Items listed in a dataset:
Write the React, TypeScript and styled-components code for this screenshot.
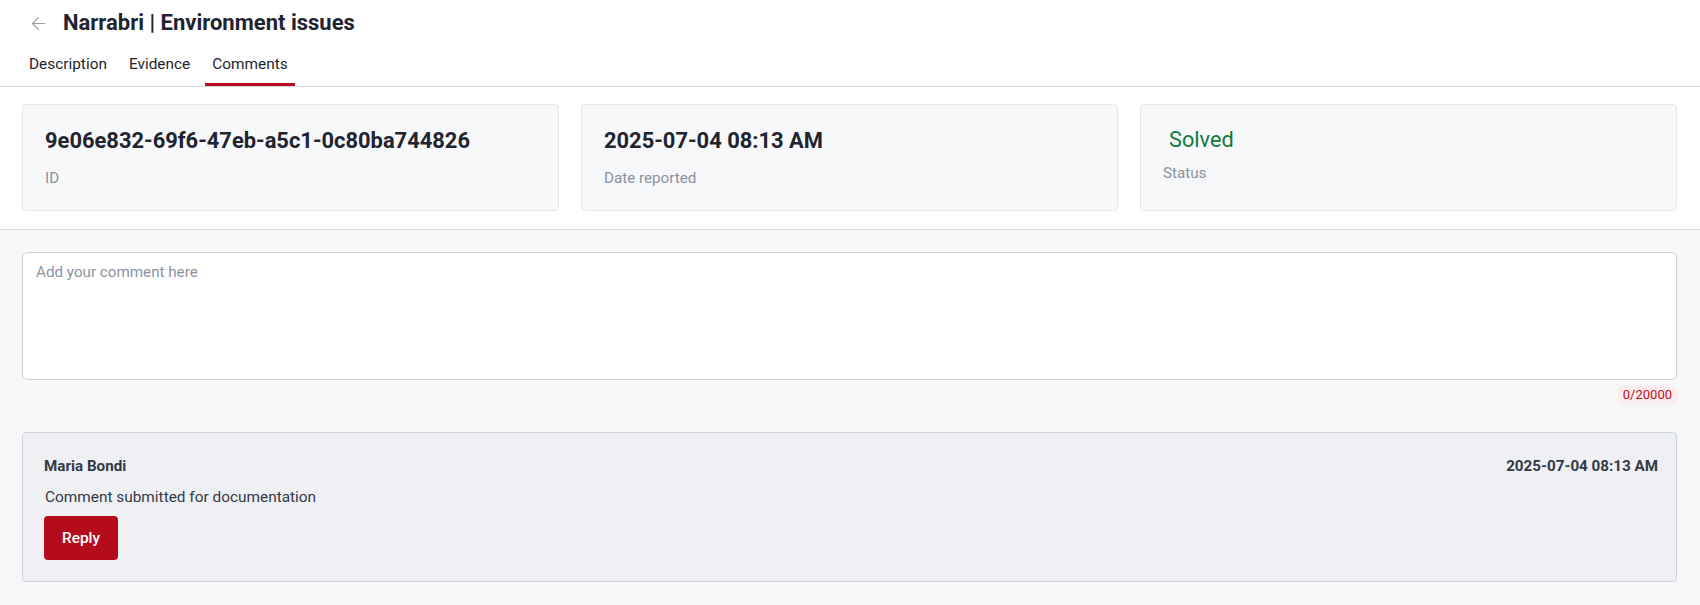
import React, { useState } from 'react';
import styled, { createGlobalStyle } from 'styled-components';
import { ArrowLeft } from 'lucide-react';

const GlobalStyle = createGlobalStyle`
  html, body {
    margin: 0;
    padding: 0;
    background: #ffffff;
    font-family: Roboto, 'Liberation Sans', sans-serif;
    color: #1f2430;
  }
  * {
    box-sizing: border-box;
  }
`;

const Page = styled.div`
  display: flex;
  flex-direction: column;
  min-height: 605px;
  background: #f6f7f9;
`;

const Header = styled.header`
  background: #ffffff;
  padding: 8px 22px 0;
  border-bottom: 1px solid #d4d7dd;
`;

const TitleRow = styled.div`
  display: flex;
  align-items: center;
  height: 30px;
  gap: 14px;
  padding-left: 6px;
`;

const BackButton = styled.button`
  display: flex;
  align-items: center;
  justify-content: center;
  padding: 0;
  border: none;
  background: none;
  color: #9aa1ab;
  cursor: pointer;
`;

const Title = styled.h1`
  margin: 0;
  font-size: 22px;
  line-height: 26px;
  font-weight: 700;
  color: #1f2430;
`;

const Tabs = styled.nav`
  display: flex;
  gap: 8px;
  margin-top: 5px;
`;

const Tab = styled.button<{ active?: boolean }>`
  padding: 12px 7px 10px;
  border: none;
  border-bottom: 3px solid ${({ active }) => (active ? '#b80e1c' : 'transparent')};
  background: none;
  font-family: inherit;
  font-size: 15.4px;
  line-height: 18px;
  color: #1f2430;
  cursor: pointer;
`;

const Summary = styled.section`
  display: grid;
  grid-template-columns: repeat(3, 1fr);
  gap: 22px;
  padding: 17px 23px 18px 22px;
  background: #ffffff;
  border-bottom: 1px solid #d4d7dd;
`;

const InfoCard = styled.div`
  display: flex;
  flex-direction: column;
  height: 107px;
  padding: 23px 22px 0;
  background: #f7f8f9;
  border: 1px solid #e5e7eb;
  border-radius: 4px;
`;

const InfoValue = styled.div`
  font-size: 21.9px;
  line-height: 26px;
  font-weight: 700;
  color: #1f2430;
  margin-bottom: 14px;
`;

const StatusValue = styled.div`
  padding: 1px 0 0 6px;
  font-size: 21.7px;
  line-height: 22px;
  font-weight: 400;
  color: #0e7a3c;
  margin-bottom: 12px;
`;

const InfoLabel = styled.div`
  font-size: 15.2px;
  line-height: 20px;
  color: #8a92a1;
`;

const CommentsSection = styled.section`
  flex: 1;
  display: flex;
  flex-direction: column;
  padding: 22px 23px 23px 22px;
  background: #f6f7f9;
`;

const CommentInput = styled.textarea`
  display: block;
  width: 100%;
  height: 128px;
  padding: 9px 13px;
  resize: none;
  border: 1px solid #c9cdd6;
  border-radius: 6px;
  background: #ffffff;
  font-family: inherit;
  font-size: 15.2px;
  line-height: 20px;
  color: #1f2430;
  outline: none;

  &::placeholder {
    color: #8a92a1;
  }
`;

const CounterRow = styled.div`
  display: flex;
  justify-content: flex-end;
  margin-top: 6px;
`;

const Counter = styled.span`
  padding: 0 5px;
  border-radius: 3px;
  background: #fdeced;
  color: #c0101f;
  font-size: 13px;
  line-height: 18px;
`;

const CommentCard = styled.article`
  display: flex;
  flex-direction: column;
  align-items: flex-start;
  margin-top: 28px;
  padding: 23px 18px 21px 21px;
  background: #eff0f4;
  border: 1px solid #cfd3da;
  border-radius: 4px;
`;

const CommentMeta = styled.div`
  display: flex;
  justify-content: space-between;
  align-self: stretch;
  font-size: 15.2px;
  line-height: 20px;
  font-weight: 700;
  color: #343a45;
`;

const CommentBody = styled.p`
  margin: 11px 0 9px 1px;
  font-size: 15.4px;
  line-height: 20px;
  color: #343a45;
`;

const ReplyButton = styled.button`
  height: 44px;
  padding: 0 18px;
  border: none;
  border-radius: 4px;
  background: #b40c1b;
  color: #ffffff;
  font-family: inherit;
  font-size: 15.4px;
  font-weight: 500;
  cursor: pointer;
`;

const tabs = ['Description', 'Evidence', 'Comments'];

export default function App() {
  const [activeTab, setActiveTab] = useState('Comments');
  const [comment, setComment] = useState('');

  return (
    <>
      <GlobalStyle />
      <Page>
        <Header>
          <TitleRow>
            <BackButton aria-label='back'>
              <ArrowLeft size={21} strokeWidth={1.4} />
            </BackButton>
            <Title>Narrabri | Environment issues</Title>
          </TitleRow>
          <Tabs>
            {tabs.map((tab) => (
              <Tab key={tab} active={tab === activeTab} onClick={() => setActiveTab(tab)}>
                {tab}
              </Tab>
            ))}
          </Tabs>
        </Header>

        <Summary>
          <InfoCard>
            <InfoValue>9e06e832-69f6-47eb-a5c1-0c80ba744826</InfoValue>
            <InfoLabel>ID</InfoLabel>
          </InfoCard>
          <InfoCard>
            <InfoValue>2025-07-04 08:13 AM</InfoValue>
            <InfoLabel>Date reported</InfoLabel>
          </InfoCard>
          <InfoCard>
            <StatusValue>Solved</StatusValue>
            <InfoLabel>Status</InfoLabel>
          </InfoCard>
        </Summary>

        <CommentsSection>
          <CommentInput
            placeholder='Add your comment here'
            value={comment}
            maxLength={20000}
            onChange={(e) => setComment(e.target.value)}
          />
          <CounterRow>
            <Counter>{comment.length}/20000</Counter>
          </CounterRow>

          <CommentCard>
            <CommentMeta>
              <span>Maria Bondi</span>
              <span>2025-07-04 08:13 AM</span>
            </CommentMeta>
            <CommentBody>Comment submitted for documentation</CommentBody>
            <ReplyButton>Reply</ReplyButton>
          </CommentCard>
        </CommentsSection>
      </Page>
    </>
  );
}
* * *
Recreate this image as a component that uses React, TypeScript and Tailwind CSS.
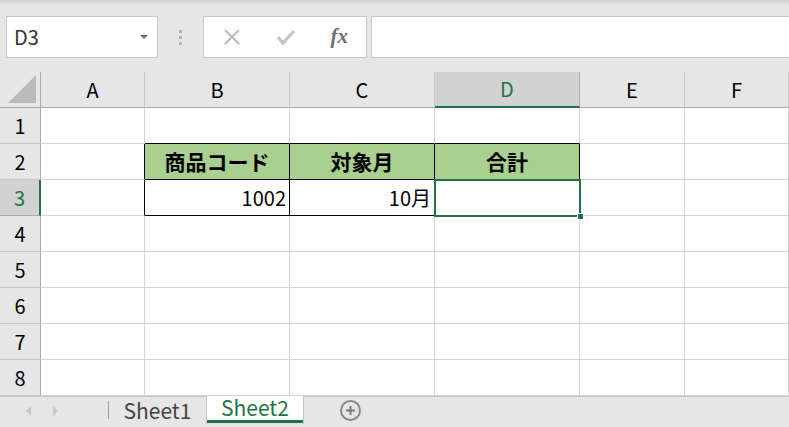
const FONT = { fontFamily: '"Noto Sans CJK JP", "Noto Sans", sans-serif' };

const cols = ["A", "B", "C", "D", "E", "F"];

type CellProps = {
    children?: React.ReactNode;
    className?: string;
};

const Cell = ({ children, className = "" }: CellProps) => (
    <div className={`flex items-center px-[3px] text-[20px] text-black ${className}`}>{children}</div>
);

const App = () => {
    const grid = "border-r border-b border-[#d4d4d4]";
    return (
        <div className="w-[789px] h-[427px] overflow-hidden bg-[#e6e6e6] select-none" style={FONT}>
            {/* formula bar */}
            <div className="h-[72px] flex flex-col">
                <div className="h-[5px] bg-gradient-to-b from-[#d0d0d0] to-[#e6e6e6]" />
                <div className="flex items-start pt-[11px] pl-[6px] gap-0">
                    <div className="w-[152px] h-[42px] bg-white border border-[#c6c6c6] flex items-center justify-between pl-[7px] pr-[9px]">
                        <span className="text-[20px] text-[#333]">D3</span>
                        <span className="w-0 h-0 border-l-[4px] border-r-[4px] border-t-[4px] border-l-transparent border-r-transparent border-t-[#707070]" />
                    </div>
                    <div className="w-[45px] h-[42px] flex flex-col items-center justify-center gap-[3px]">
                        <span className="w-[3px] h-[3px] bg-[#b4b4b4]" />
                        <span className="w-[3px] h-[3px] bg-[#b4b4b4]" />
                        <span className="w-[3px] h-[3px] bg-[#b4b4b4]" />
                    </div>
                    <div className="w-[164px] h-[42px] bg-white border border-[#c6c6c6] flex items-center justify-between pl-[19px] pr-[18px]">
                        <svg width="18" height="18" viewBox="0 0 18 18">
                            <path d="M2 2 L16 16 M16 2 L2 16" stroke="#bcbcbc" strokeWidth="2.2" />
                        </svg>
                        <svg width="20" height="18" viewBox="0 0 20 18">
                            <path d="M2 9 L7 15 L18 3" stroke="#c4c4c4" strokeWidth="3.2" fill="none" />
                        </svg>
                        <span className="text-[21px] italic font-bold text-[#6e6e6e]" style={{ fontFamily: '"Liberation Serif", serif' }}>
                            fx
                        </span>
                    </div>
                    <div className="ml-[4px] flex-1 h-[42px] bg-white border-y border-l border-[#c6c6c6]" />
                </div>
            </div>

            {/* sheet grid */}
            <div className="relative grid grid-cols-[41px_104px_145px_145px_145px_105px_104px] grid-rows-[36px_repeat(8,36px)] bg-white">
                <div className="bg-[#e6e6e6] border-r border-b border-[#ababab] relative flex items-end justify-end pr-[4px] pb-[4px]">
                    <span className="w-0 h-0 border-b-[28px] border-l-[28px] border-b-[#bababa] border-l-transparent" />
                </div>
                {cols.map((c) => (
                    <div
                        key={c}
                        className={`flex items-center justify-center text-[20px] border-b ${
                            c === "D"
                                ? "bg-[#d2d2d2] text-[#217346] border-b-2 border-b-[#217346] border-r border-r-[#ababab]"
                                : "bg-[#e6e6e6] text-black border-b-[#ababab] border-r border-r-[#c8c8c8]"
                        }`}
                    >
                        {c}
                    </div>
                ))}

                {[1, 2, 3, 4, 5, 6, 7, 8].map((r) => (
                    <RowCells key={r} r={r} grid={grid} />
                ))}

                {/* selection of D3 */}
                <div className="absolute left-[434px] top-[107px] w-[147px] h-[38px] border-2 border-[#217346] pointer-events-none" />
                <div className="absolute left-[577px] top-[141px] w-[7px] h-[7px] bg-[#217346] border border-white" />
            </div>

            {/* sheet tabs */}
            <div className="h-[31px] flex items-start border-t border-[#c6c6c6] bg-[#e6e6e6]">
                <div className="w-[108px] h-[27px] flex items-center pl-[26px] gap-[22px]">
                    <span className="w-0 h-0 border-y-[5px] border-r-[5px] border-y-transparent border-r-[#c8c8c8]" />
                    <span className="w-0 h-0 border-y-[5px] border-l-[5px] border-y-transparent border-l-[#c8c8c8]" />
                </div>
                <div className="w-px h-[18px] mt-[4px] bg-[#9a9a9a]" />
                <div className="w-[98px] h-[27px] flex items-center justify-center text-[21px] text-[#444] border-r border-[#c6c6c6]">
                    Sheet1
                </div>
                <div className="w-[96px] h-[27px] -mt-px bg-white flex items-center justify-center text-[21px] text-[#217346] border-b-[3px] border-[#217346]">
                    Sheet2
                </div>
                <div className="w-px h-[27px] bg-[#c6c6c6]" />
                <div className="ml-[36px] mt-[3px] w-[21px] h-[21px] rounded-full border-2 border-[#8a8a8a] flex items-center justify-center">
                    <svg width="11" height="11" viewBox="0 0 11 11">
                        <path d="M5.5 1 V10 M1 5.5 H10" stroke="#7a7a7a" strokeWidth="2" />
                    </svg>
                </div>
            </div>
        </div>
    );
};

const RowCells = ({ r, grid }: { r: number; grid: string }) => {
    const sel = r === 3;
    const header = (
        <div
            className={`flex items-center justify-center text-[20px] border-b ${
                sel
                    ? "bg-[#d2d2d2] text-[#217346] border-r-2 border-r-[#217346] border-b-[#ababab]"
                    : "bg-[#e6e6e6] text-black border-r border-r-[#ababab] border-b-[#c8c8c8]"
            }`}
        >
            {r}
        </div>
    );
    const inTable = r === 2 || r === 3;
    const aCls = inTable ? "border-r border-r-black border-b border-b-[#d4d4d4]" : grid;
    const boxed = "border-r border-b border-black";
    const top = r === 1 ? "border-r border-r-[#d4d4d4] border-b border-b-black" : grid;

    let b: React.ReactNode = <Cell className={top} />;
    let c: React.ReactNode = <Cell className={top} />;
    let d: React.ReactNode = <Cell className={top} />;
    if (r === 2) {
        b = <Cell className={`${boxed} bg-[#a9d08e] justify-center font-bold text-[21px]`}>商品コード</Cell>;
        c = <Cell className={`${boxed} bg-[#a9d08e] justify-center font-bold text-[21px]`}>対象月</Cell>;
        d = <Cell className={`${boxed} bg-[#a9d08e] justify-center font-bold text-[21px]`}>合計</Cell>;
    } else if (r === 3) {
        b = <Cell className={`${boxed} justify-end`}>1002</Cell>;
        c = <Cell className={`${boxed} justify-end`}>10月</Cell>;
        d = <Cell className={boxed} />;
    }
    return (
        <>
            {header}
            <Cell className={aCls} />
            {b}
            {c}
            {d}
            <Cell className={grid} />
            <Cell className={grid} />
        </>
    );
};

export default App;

EXERCISE DIRECTIONS: Give the number of lines in the material above that have the word "components" in them, and nothing more.

RESPONSE BELOW: 2